A pending law giving authorities greater freedom to tap phones is
alarming civil libertarians.  We have more to fear from terrorists

 In the wake of the Sept.  11 terrorist attacks on New York's World
Trade Center and the Pentagon, the Bush Administration has moved quickly
to ratchet up the powers of law-enforcement officials.  A bill dubbed
the Mobilizing Against Terrorism Act (MATA), introduced in the House and
Senate on Sept.  19 and quickly wending its way through Congress, would
give police investigators more leeway for electronic surveillance and
searches, as well as strengthen their ability to confiscate the property
of suspected terrorists. 

The hastily written bill has privacy advocates in a tizzy.  But a close
look reveals that many of the proposals, especially those involving
broader electronic surveillance, make sense.  In fact, the bill's
wiretap measures, which aim to reduce the Administrative burden on
law-enforcement officials, are long overdue.  Even before this month's
attacks, wiretap laws were in need of an overhaul (see BW Online,
8/23/01, "Wiretap Laws for a Wired World").  The legislation isn't a
finished product -- more work still needs to be done on it to, among
other things, fine tune its safeguards.  But if Congress is mindful of
protecting Americans against terrorism, it shouldn't shy away from swift
action. 

Take the Justice Dept.'s proposal to allow law-enforcement agencies to
get a single warrant to cover all of an individual or group's
communication devices, including cell phones, work and home phones, and
Internet connections.  Existing laws require authorities to seek a
separate warrant for each system.  Having to secure separate warrants
"has been a real hindrance to smooth operations long before last week,"
says Jason Pate, a terrorism expert at the Monterey Institute for
International Studies. 

UNFORESEEN IMPLICATIONS?  Another proposal, so-called "roving" wiretap
warrants, also would go a long way toward cutting red tape.  These would
allow agents to apply for a countrywide wiretap order instead of asking
a judge to issue a separate order for each geographic jurisdiction in an
inquiry.  Right now, if a suspect moves from Georgia to Florida,
investigators need a new warrant for a wiretap.  The proposed change
would lessen the administrative burden on investigators chasing
terrorists who move from state to state -- and what's wrong with that?
In a Sept.  17 news conference, Attorney General John Ashcroft cited the
"mobility of individuals" as the primary reason for the proposal. 

The Bush Administration isn't the only one with new plans for wiretap
laws.  On Sept.  13, the Senate passed an antiterrorist measure as part
of a larger spending bill.  That provision would allow investigators to
avoid the courts and institute 48-hour wiretaps on suspected terrorists. 
The thinking behind this is simple: As the events of Sept.  11 show,
every minute counts.  Since warrants must be confirmed by a court within
48 hours, it's hard to see much risk in giving investigators this added
power. 

Privacy advocates are nervous about the unforeseen implications of such
changes.  For example, will they mean that the FBI can tap the phones of
an innocent person's home because he or she was seen with a suspicious
individual?
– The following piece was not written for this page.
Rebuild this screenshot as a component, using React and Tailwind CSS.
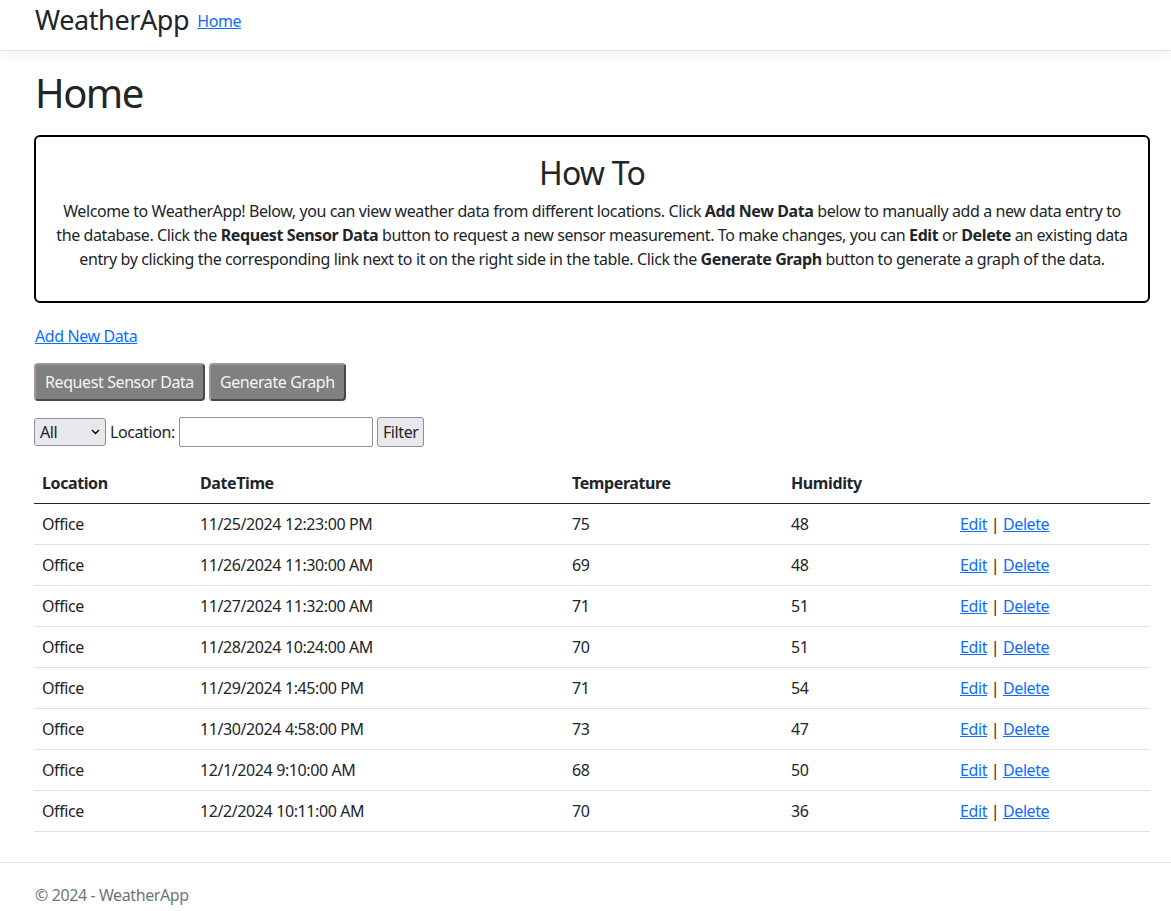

Privacy advocates also worry that the 48-hour unsupervised
wiretap provision could lead to abuse.  The authors of current wiretap
law saw the courts as the main bulwark to prevent the government from
letting clandestine activity run rampant, says Seton Hall University Law
Professor Daniel Solove.  "The 'trust us' idea is worthy," he says,
adding: "But law enforcement also needs oversight."

DEFINING TERRORISM.  Defenders of privacy further argue that courts
rarely deny wiretap requests.  In 2000, federal judges approved 100% of
1,190 wiretap requests, according to the Administrative Office of the
U.S.  Courts.  In fact, the only time since 1988 that a request was
denied since 1988 came in 1996, when one of that year's 1,150
applications was disapproved.  After the Sept.  11 attacks, judges
probably will be even more open to aiding law-enforcement agencies.  "I
really think it's misleading to give the public the impression that
government hands have been tied in investigating terrorism," says David
Sobel, legal counsel at the Electronic Privacy Information Center. 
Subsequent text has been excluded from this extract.